Canada’s first astronaut, Colonel Chris Hadfield, is encouraging us all to ‘think like an astronaut’ in his new memoirs, An Astronaut’s Guide to Life on Earth, and two academics from the University of Leicester’s Space Research Centre are doing just that with their innovative applications of space technology.

The researchers will be sharing their Earth applications of space technology with Colonel Hadfield who will be visiting the University of Leicester and the National Space Centre on Friday 13 December as part of an international book tour.
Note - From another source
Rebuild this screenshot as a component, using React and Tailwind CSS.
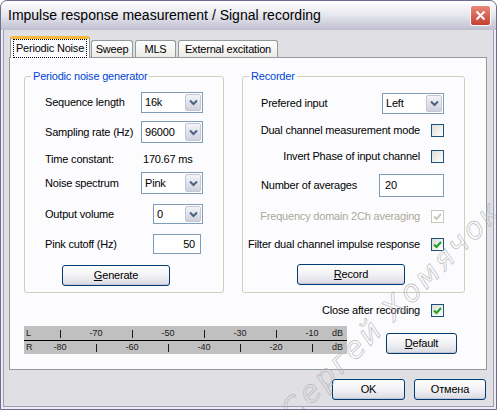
import React from "react";

const Chevron = () => (
  <svg width="9" height="7" viewBox="0 0 9 7">
    <path d="M1 1.5 L4.5 5 L8 1.5" fill="none" stroke="#4d6185" strokeWidth="2" />
  </svg>
);

// XP-style combo box
const Combo = ({ value, w, h }) => (
  <div
    className={`flex items-stretch border border-[#7f9db9] bg-white ${w} ${h}`}
  >
    <span className="flex-1 flex items-center pl-[3px] text-[11px] text-black">{value}</span>
    <div className="m-px w-[16px] flex items-center justify-center rounded-[2px] border border-[#c3c6d6] bg-gradient-to-b from-[#f4f4f8] to-[#cfd1dd]">
      <Chevron />
    </div>
  </div>
);

const Check = ({ checked, disabled }) => (
  <div
    className={`w-[13px] h-[13px] shrink-0 flex items-center justify-center border ${
      disabled ? "border-[#cac8bb] bg-white" : "border-[#1c5180] bg-gradient-to-br from-[#dcdcd7] to-white"
    }`}
  >
    {checked && (
      <svg width="9" height="9" viewBox="0 0 9 9">
        <path
          d="M1 4.5 L3.5 7 L8 2"
          fill="none"
          stroke={disabled ? "#cac8bb" : "#21a121"}
          strokeWidth="2"
        />
      </svg>
    )}
  </div>
);

const Button = ({ children, w }) => (
  <div
    className={`${w} h-[21px] flex items-center justify-center rounded-[3px] border border-[#003c74] bg-gradient-to-b from-white via-[#f2f2f5] to-[#d9d9e2] text-[11px] text-black shadow-[inset_0_-1px_0_#c5c5d3]`}
  >
    {children}
  </div>
);

const GroupBox = ({ title, className, children }) => (
  <div className={`relative rounded-[3px] border border-[#d0d0bf] ${className}`}>
    <span className="absolute -top-[8px] left-[6px] bg-[#fcfcfe] px-[2px] text-[11px] leading-[14px] text-[#0046d5]">
      {title}
    </span>
    {children}
  </div>
);

const Tick = () => <span className="inline-block w-px h-[8px] bg-[#1a1a1a]" />;

const MeterRow = ({ label, cells }) => (
  <div className="flex h-[13px] items-center text-[9px] leading-none tracking-normal text-[#1a1a1a]">
    <span className="w-[18px] pl-[2px]">{label}</span>
    {cells.map((c, i) => (
      <span key={i} className="w-[36px] flex justify-center">
        {c === "|" ? <Tick /> : c}
      </span>
    ))}
    <span className="flex-1 text-right pr-[4px]">dB</span>
  </div>
);

// label + checkbox row, label right aligned against the box
const CheckRow = ({ label, className = "", ...rest }) => (
  <div className={`h-[13px] flex items-center justify-end gap-[11px] whitespace-nowrap ${className}`}>
    <span>{label}</span>
    <Check {...rest} />
  </div>
);

export default function App() {
  return (
    <div className="relative w-[497px] h-[410px] overflow-hidden bg-[#e0dfe3] rounded-t-[7px] border border-[#6e6d8f] shadow-[inset_0_0_0_2px_#ececf2,inset_0_0_0_3px_#9c9cb4] font-['Liberation_Sans',Arial,sans-serif]">
      {/* Title bar */}
      <div className="h-[29px] flex items-center justify-between rounded-t-[6px] bg-gradient-to-b from-white via-[#e6e6ee] to-[#bfbfd0] pl-[7px] pr-[5px]">
        <span className="text-[14px] text-black">Impulse response measurement / Signal recording</span>
        <div className="w-[21px] h-[21px] flex items-center justify-center rounded-[3px] border border-white bg-gradient-to-b from-[#e8877a] to-[#c33f2f]">
          <svg width="11" height="11" viewBox="0 0 11 11">
            <path d="M1.5 1.5 L9.5 9.5 M9.5 1.5 L1.5 9.5" stroke="white" strokeWidth="2" />
          </svg>
        </div>
      </div>

      <div className="pl-[8px] pr-[10px] tracking-[-0.2px]">
        {/* Tabs */}
        <div className="mt-[5px] h-[22px] flex items-end text-[11px] text-black">
          <div className="relative z-10 mb-[-1px] ml-[1px] w-[80px] h-[22px] flex items-center justify-center rounded-t-[3px] border border-b-0 border-[#919b9c] border-t-[3px] border-t-[#f6b93a] bg-[#fcfcfe]">
            <span className="px-[2px] outline-1 outline-dotted outline-black">Periodic Noise</span>
          </div>
          <div className="ml-[1px] w-[42px] h-[17px] flex items-center justify-center rounded-t-[3px] border border-b-0 border-[#919b9c] bg-gradient-to-b from-white to-[#ecebe6]">
            Sweep
          </div>
          <div className="ml-[2px] w-[41px] h-[17px] flex items-center justify-center rounded-t-[3px] border border-b-0 border-[#919b9c] bg-gradient-to-b from-white to-[#ecebe6]">
            MLS
          </div>
          <div className="ml-[2px] w-[100px] h-[17px] flex items-center justify-center rounded-t-[3px] border border-b-0 border-[#919b9c] bg-gradient-to-b from-white to-[#ecebe6]">
            External excitation
          </div>
        </div>

        {/* Tab panel */}
        <div className="w-[478px] h-[313px] border border-[#919b9c] bg-[#fcfcfe] pl-[14px] pt-[18px] text-[11px] text-black">
          <div className="flex gap-[18px]">
            <GroupBox title="Periodic noise generator" className="w-[200px] h-[217px] pl-[20px] pr-[20px]">
              <div className="mt-[15px] h-[21px] flex items-center justify-between">
                <span>Sequence length</span>
                <Combo value="16k" w="w-[62px]" h="h-[21px]" />
              </div>
              <div className="mt-[8px] h-[22px] flex items-center justify-between">
                <span>Sampling rate (Hz)</span>
                <Combo value="96000" w="w-[62px]" h="h-[22px]" />
              </div>
              <div className="mt-[9px] h-[14px] flex items-center">
                <span className="w-[98px]">Time constant:</span>
                <span>170.67 ms</span>
              </div>
              <div className="mt-[6px] h-[22px] flex items-center justify-between">
                <span>Noise spectrum</span>
                <Combo value="Pink" w="w-[62px]" h="h-[22px]" />
              </div>
              <div className="mt-[10px] h-[20px] flex items-center justify-between">
                <span>Output volume</span>
                <Combo value="0" w="w-[50px]" h="h-[20px]" />
              </div>
              <div className="mt-[10px] h-[20px] flex items-center justify-between">
                <span>Pink cutoff (Hz)</span>
                <div className="mr-[2px] w-[48px] h-[20px] border border-[#7f9db9] bg-white flex items-center justify-end pr-[5px]">
                  50
                </div>
              </div>
              <div className="mt-[11px] flex pl-[17px]">
                <Button w="w-[108px]">
                  <span className="underline">G</span>enerate
                </Button>
              </div>
            </GroupBox>

            <GroupBox title="Recorder" className="w-[223px] h-[217px] pl-[18px] pr-[20px]">
              <div className="mt-[16px] h-[21px] flex items-center justify-between">
                <span>Prefered input</span>
                <Combo value="Left" w="w-[62px]" h="h-[21px]" />
              </div>
              <CheckRow className="mt-[10px]" label="Dual channel measurement mode" />
              <CheckRow className="mt-[13px]" label="Invert Phase of input channel" />
              <div className="mt-[11px] h-[23px] flex items-center justify-between">
                <span>Number of averages</span>
                <div className="w-[65px] h-[23px] border border-[#7f9db9] bg-white flex items-center pl-[5px]">
                  20
                </div>
              </div>
              <CheckRow className="mt-[13px] text-[#aca899]" label="Frequency domain 2Ch averaging" checked disabled />
              <CheckRow className="mt-[15px]" label="Filter dual channel impulse response" checked />
              <div className="mt-[13px] flex pl-[36px]">
                <Button w="w-[108px]">
                  <span className="underline">R</span>ecord
                </Button>
              </div>
            </GroupBox>
          </div>

          <CheckRow className="mt-[11px] pr-[42px]" label="Close after recording" checked />

          <div className="mt-[9px] flex items-start">
            <div className="w-[323px] h-[28px] bg-[#c0c0c0] pt-[1px]">
              <MeterRow label="L" cells={["|", "-70", "|", "-50", "|", "-30", "|", "-10"]} />
              <div className="h-px bg-black" />
              <MeterRow label="R" cells={["-80", "|", "-60", "|", "-40", "|", "-20", "|"]} />
            </div>
            <div className="ml-[39px] mt-[7px]">
              <Button w="w-[71px]">
                <span className="underline">D</span>efault
              </Button>
            </div>
          </div>
        </div>

        {/* Bottom buttons */}
        <div className="mt-[9px] flex justify-end gap-[9px]">
          <Button w="w-[73px]">OK</Button>
          <Button w="w-[72px]">Отмена</Button>
        </div>
      </div>

      {/* watermark */}
      <div className="pointer-events-none absolute left-[285px] top-[392px] origin-left -rotate-45 whitespace-nowrap text-[30px] italic tracking-[3px] text-transparent [-webkit-text-stroke:0.6px_#b4b4b4] font-['DejaVu_Sans',sans-serif]">
        Сергей Хомячок
      </div>
    </div>
  );
}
At Leicester, the researchers are:

-          Helping to target cancer tumours more safely with the development of a portable, handheld gamma camera

-          Monitoring the quality of air and reducing public exposure to pollution with an air quality monitoring instrument originally designed for satellite use

Dr John Lees, Reader at the University of Leicester’s Space Research Centre, said: “A lot of technology from space can benefit the public. By developing a handheld gamma camera, we now have a portable imaging device which can be taken to hospitals and to patients. This will increase the number of patients with access to such an imaging device, helping to treat cancer at a much earlier stage.”
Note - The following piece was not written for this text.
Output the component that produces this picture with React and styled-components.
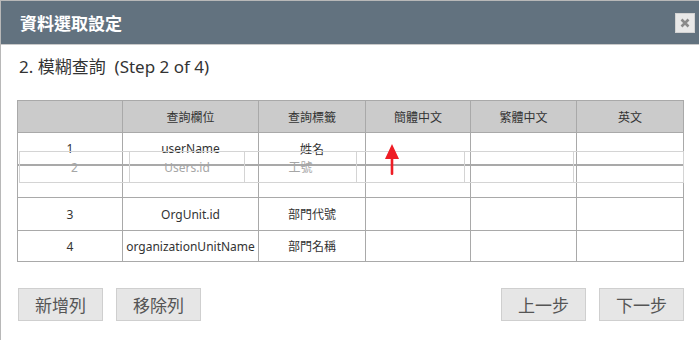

Dr Roland Leigh, Lecturer from the University of Leicester’s department of Physics and Astronomy explained: “The average member of the public loses seven to eight months of life expectancy due to pollution. Using space technology we have developed a satellite instrument which has created a panoramic image of pollution above cities. By providing a better understanding of levels of pollution and human exposure, we can help to inform policymakers on how best to manage the amount of exposure we have to pollution on a daily basis.” 

During his visit to the University, Chris will also meet a number of Physics and Astronomy students who will share their research with him through displays and demonstrations. He will then take part in a Q&A session at the National Space Centre with school and college students from around Leicestershire.